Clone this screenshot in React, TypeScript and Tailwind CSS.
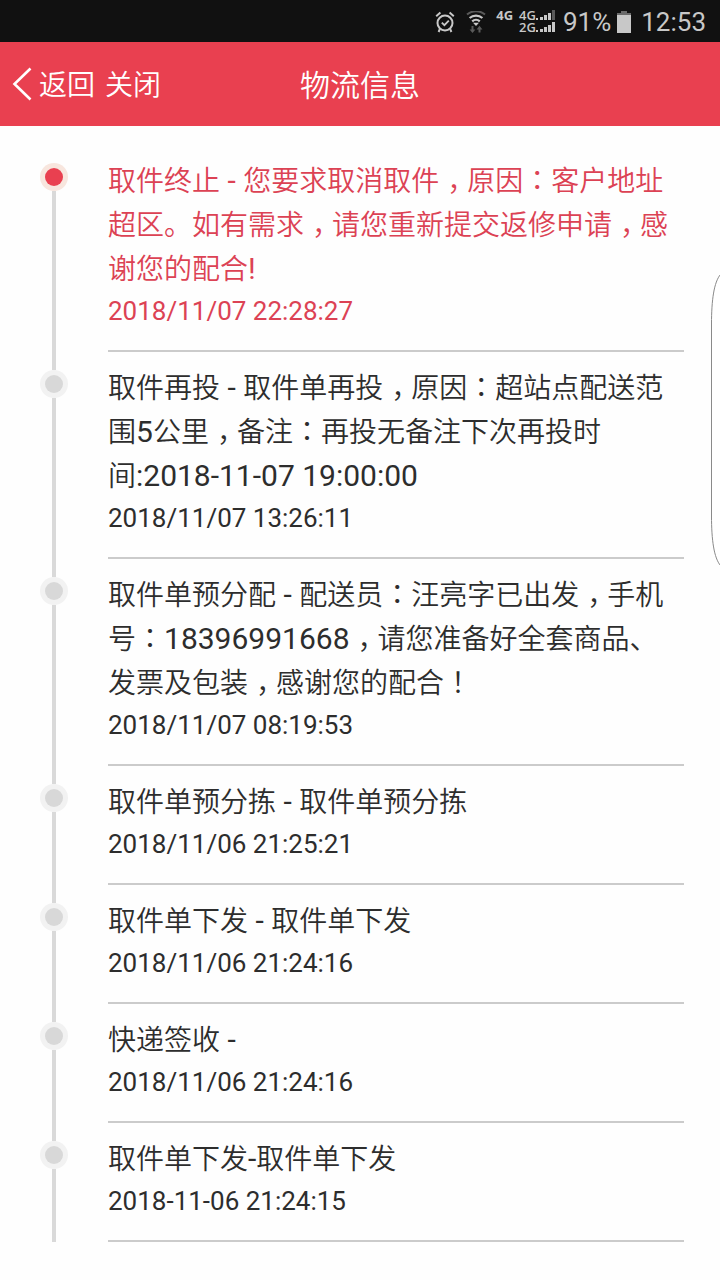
type TrackingEvent = {
  id: number;
  text: string;
  time: string;
};

const events: TrackingEvent[] = [
  {
    id: 7,
    text: "取件终止 - 您要求取消取件，原因：客户地址超区。如有需求，请您重新提交返修申请，感谢您的配合!",
    time: "2018/11/07 22:28:27",
  },
  {
    id: 6,
    text: "取件再投 - 取件单再投，原因：超站点配送范围5公里，备注：再投无备注下次再投时间:2018-11-07 19:00:00",
    time: "2018/11/07 13:26:11",
  },
  {
    id: 5,
    text: "取件单预分配 - 配送员：汪亮字已出发，手机号：18396991668，请您准备好全套商品、发票及包装，感谢您的配合！",
    time: "2018/11/07 08:19:53",
  },
  { id: 4, text: "取件单预分拣 - 取件单预分拣", time: "2018/11/06 21:25:21" },
  { id: 3, text: "取件单下发 - 取件单下发", time: "2018/11/06 21:24:16" },
  { id: 2, text: "快递签收 -", time: "2018/11/06 21:24:16" },
  { id: 1, text: "取件单下发-取件单下发", time: "2018-11-06 21:24:15" },
];

// Latin runs are set a little larger than the Chinese text, and full-width
// punctuation sits in the middle of its cell.
function MixedText({ text }: { text: string }) {
  return text.split(/([\x20-\x7e]+|[，：！])/).map((part, index) => {
    if (/^[\x20-\x7e]+$/.test(part)) {
      return (
        <span key={index} className="text-[30px] leading-none font-normal">
          {part}
        </span>
      );
    }
    if (part === "，") {
      return (
        <span key={index} className="-mr-2 pl-2 leading-none">
          {part}
        </span>
      );
    }
    if (part === "：" || part === "！") {
      return (
        <span key={index} lang="ja" className="font-['Noto_Sans_CJK_JP',sans-serif] leading-none">
          {part}
        </span>
      );
    }
    return part;
  });
}

function AlarmIcon() {
  return (
    <svg width="20" height="22" viewBox="0 0 20 22" fill="none" stroke="#c8c8c8" strokeWidth="2">
      <circle cx="10" cy="12" r="7.5" />
      <path d="M1.2 5.2 5.4 1.6M18.8 5.2 14.6 1.6M4.8 18.2 3.6 21M15.2 18.2 16.4 21" />
      <path d="m6.8 11.6 2.6 2.6 4.4-4.6" strokeWidth="1.8" />
    </svg>
  );
}

function WifiIcon() {
  return (
    <svg width="20" height="22" viewBox="0 0 20 22" fill="none" strokeWidth="2">
      <path d="M1 3.600a13.600 13.600 0 0 1 18 0" stroke="#5a5a5a" />
      <path d="M3.600 7a9.600 9.600 0 0 1 12.800 0M6.200 10.400a5.600 5.600 0 0 1 7.600 0" stroke="#c8c8c8" strokeWidth="2.2" />
      <path d="M7 11.800h6L10 15z" fill="#c8c8c8" />
      <path d="M6.500 15v4M13.500 21.500v-4" stroke="#5a5a5a" />
      <path d="M3.600 18.400h5.800L6.500 22zM10.600 18.400h5.800L13.500 14.800z" fill="#5a5a5a" />
    </svg>
  );
}

function SignalBars({ dimLast }: { dimLast?: boolean }) {
  return (
    <svg width="19" height="10" viewBox="0 0 19 10" fill="#c8c8c8">
      <path d="M0 8h2v2H0zM4 7h3v3H4zM8 5h3v5H8zM12 3h3v7h-3z" />
      <path d="M16 0h3v10h-3z" fill={dimLast ? "#5a5a5a" : "#c8c8c8"} />
    </svg>
  );
}

function BatteryIcon() {
  return (
    <svg width="14" height="22" viewBox="0 0 14 22">
      <path d="M4 0h6v2h4v2H0V2h4z" fill="#6a6a6a" />
      <path d="M0 4h14v18H0z" fill="#c8c8c8" />
    </svg>
  );
}

function StatusBar() {
  return (
    <div className="flex h-[42px] items-center justify-end bg-[#111111] pt-0.5 pr-3.5 text-[#c8c8c8]">
      <AlarmIcon />
      <span className="ml-[11px]">
        <WifiIcon />
      </span>
      <span className="mb-3.5 ml-2.5 font-['Open_Sans',sans-serif] text-[13px] leading-3 font-bold">4G</span>
      <div className="mb-0.5 ml-1.5 flex flex-col font-['Open_Sans',sans-serif] text-[13px] leading-3 font-semibold">
        <div className="flex items-center">
          4G
          <SignalBars dimLast />
        </div>
        <div className="flex items-center">
          2G
          <SignalBars />
        </div>
      </div>
      <span className="ml-2 text-[26px] leading-[40px]">91%</span>
      <span className="ml-1.5">
        <BatteryIcon />
      </span>
      <span className="ml-2.5 text-[26px] leading-[40px]">12:53</span>
    </div>
  );
}

function TitleBar() {
  return (
    <header className="grid h-[84px] grid-cols-[1fr_auto_1fr] items-center bg-[#e94050] px-3 font-[350] text-white">
      <nav className="flex items-center text-[28px] leading-[44px]">
        <button type="button" className="flex items-center">
          <svg width="20" height="34" viewBox="0 0 20 34" fill="none" stroke="currentColor" strokeWidth="2.6">
            <path d="M18.500 1.500 2.500 17l16 15.500" />
          </svg>
          <span className="ml-[7px] pt-1">返回</span>
        </button>
        <button type="button" className="ml-2.5 pt-1">
          关闭
        </button>
      </nav>
      <h1 className="pt-1 text-[30px] leading-[44px] font-[350]">物流信息</h1>
    </header>
  );
}

function TimelineItem({ event, active, first }: { event: TrackingEvent; active: boolean; first: boolean }) {
  return (
    <li className={`flex pr-9 ${active ? "text-[#dc4254]" : "text-[#2d2d2d]"}`}>
      <div className="flex w-[108px] shrink-0 flex-col items-center">
        <div className={`h-[18px] w-1 ${first ? "" : "bg-[#d9d9d9]"}`} />
        <div
          className={`flex size-7 items-center justify-center rounded-full ${active ? "bg-[#f8e6de]" : "bg-[#f2f2f2]"}`}
        >
          <div className={`size-[18px] rounded-full ${active ? "bg-[#e94050]" : "bg-[#d8d8d8]"}`} />
        </div>
        <div className="w-1 flex-1 bg-[#d9d9d9]" />
      </div>
      <div className="min-w-0 flex-1 border-b-2 border-[#cbcbcb] pt-[15px] pb-5">
        <p className="text-[28px] leading-[44px] font-[350]">
          <MixedText text={event.text} />
        </p>
        <time className="block text-[26px] leading-[38px]">{event.time}</time>
      </div>
    </li>
  );
}

export default function App() {
  return (
    <div
      lang="zh-CN"
      className="relative min-h-screen bg-[#fefefe] font-[Roboto,'Noto_Sans_CJK_SC',sans-serif]"
    >
      <StatusBar />
      <TitleBar />
      <main className="pt-[19px] pb-9">
        <ol>
          {events.map((event, index) => (
            <TimelineItem key={event.id} event={event} active={index === 0} first={index === 0} />
          ))}
        </ol>
      </main>

      {/* edge panel handle, floats over the page */}
      <svg
        className="absolute top-[274px] right-0"
        width="9"
        height="292"
        viewBox="0 0 9 292"
        fill="white"
        stroke="#8a8a8a"
      >
        <path d="M9.500 0.500C3 8 0.500 26 0.500 50v192c0 24 2.500 42 9 49.500" />
      </svg>
    </div>
  );
}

+++++

◆ Instructions to follow
Reproduce each line exactly, please, except for any pictures.

◆ Exercise response
Clone this screenshot in React, TypeScript and Tailwind CSS.
type TrackingEvent = {
  id: number;
  text: string;
  time: string;
};

const events: TrackingEvent[] = [
  {
    id: 7,
    text: "取件终止 - 您要求取消取件，原因：客户地址超区。如有需求，请您重新提交返修申请，感谢您的配合!",
    time: "2018/11/07 22:28:27",
  },
  {
    id: 6,
    text: "取件再投 - 取件单再投，原因：超站点配送范围5公里，备注：再投无备注下次再投时间:2018-11-07 19:00:00",
    time: "2018/11/07 13:26:11",
  },
  {
    id: 5,
    text: "取件单预分配 - 配送员：汪亮字已出发，手机号：18396991668，请您准备好全套商品、发票及包装，感谢您的配合！",
    time: "2018/11/07 08:19:53",
  },
  { id: 4, text: "取件单预分拣 - 取件单预分拣", time: "2018/11/06 21:25:21" },
  { id: 3, text: "取件单下发 - 取件单下发", time: "2018/11/06 21:24:16" },
  { id: 2, text: "快递签收 -", time: "2018/11/06 21:24:16" },
  { id: 1, text: "取件单下发-取件单下发", time: "2018-11-06 21:24:15" },
];

// Latin runs are set a little larger than the Chinese text, and full-width
// punctuation sits in the middle of its cell.
function MixedText({ text }: { text: string }) {
  return text.split(/([\x20-\x7e]+|[，：！])/).map((part, index) => {
    if (/^[\x20-\x7e]+$/.test(part)) {
      return (
        <span key={index} className="text-[30px] leading-none font-normal">
          {part}
        </span>
      );
    }
    if (part === "，") {
      return (
        <span key={index} className="-mr-2 pl-2 leading-none">
          {part}
        </span>
      );
    }
    if (part === "：" || part === "！") {
      return (
        <span key={index} lang="ja" className="font-['Noto_Sans_CJK_JP',sans-serif] leading-none">
          {part}
        </span>
      );
    }
    return part;
  });
}

function AlarmIcon() {
  return (
    <svg width="20" height="22" viewBox="0 0 20 22" fill="none" stroke="#c8c8c8" strokeWidth="2">
      <circle cx="10" cy="12" r="7.5" />
      <path d="M1.2 5.2 5.4 1.6M18.8 5.2 14.6 1.6M4.8 18.2 3.6 21M15.2 18.2 16.4 21" />
      <path d="m6.8 11.6 2.6 2.6 4.4-4.6" strokeWidth="1.8" />
    </svg>
  );
}

function WifiIcon() {
  return (
    <svg width="20" height="22" viewBox="0 0 20 22" fill="none" strokeWidth="2">
      <path d="M1 3.600a13.600 13.600 0 0 1 18 0" stroke="#5a5a5a" />
      <path d="M3.600 7a9.600 9.600 0 0 1 12.800 0M6.200 10.400a5.600 5.600 0 0 1 7.600 0" stroke="#c8c8c8" strokeWidth="2.2" />
      <path d="M7 11.800h6L10 15z" fill="#c8c8c8" />
      <path d="M6.500 15v4M13.500 21.500v-4" stroke="#5a5a5a" />
      <path d="M3.600 18.400h5.800L6.500 22zM10.600 18.400h5.800L13.500 14.800z" fill="#5a5a5a" />
    </svg>
  );
}

function SignalBars({ dimLast }: { dimLast?: boolean }) {
  return (
    <svg width="19" height="10" viewBox="0 0 19 10" fill="#c8c8c8">
      <path d="M0 8h2v2H0zM4 7h3v3H4zM8 5h3v5H8zM12 3h3v7h-3z" />
      <path d="M16 0h3v10h-3z" fill={dimLast ? "#5a5a5a" : "#c8c8c8"} />
    </svg>
  );
}

function BatteryIcon() {
  return (
    <svg width="14" height="22" viewBox="0 0 14 22">
      <path d="M4 0h6v2h4v2H0V2h4z" fill="#6a6a6a" />
      <path d="M0 4h14v18H0z" fill="#c8c8c8" />
    </svg>
  );
}

function StatusBar() {
  return (
    <div className="flex h-[42px] items-center justify-end bg-[#111111] pt-0.5 pr-3.5 text-[#c8c8c8]">
      <AlarmIcon />
      <span className="ml-[11px]">
        <WifiIcon />
      </span>
      <span className="mb-3.5 ml-2.5 font-['Open_Sans',sans-serif] text-[13px] leading-3 font-bold">4G</span>
      <div className="mb-0.5 ml-1.5 flex flex-col font-['Open_Sans',sans-serif] text-[13px] leading-3 font-semibold">
        <div className="flex items-center">
          4G
          <SignalBars dimLast />
        </div>
        <div className="flex items-center">
          2G
          <SignalBars />
        </div>
      </div>
      <span className="ml-2 text-[26px] leading-[40px]">91%</span>
      <span className="ml-1.5">
        <BatteryIcon />
      </span>
      <span className="ml-2.5 text-[26px] leading-[40px]">12:53</span>
    </div>
  );
}

function TitleBar() {
  return (
    <header className="grid h-[84px] grid-cols-[1fr_auto_1fr] items-center bg-[#e94050] px-3 font-[350] text-white">
      <nav className="flex items-center text-[28px] leading-[44px]">
        <button type="button" className="flex items-center">
          <svg width="20" height="34" viewBox="0 0 20 34" fill="none" stroke="currentColor" strokeWidth="2.6">
            <path d="M18.500 1.500 2.500 17l16 15.500" />
          </svg>
          <span className="ml-[7px] pt-1">返回</span>
        </button>
        <button type="button" className="ml-2.5 pt-1">
          关闭
        </button>
      </nav>
      <h1 className="pt-1 text-[30px] leading-[44px] font-[350]">物流信息</h1>
    </header>
  );
}

function TimelineItem({ event, active, first }: { event: TrackingEvent; active: boolean; first: boolean }) {
  return (
    <li className={`flex pr-9 ${active ? "text-[#dc4254]" : "text-[#2d2d2d]"}`}>
      <div className="flex w-[108px] shrink-0 flex-col items-center">
        <div className={`h-[18px] w-1 ${first ? "" : "bg-[#d9d9d9]"}`} />
        <div
          className={`flex size-7 items-center justify-center rounded-full ${active ? "bg-[#f8e6de]" : "bg-[#f2f2f2]"}`}
        >
          <div className={`size-[18px] rounded-full ${active ? "bg-[#e94050]" : "bg-[#d8d8d8]"}`} />
        </div>
        <div className="w-1 flex-1 bg-[#d9d9d9]" />
      </div>
      <div className="min-w-0 flex-1 border-b-2 border-[#cbcbcb] pt-[15px] pb-5">
        <p className="text-[28px] leading-[44px] font-[350]">
          <MixedText text={event.text} />
        </p>
        <time className="block text-[26px] leading-[38px]">{event.time}</time>
      </div>
    </li>
  );
}

export default function App() {
  return (
    <div
      lang="zh-CN"
      className="relative min-h-screen bg-[#fefefe] font-[Roboto,'Noto_Sans_CJK_SC',sans-serif]"
    >
      <StatusBar />
      <TitleBar />
      <main className="pt-[19px] pb-9">
        <ol>
          {events.map((event, index) => (
            <TimelineItem key={event.id} event={event} active={index === 0} first={index === 0} />
          ))}
        </ol>
      </main>

      {/* edge panel handle, floats over the page */}
      <svg
        className="absolute top-[274px] right-0"
        width="9"
        height="292"
        viewBox="0 0 9 292"
        fill="white"
        stroke="#8a8a8a"
      >
        <path d="M9.500 0.500C3 8 0.500 26 0.500 50v192c0 24 2.500 42 9 49.500" />
      </svg>
    </div>
  );
}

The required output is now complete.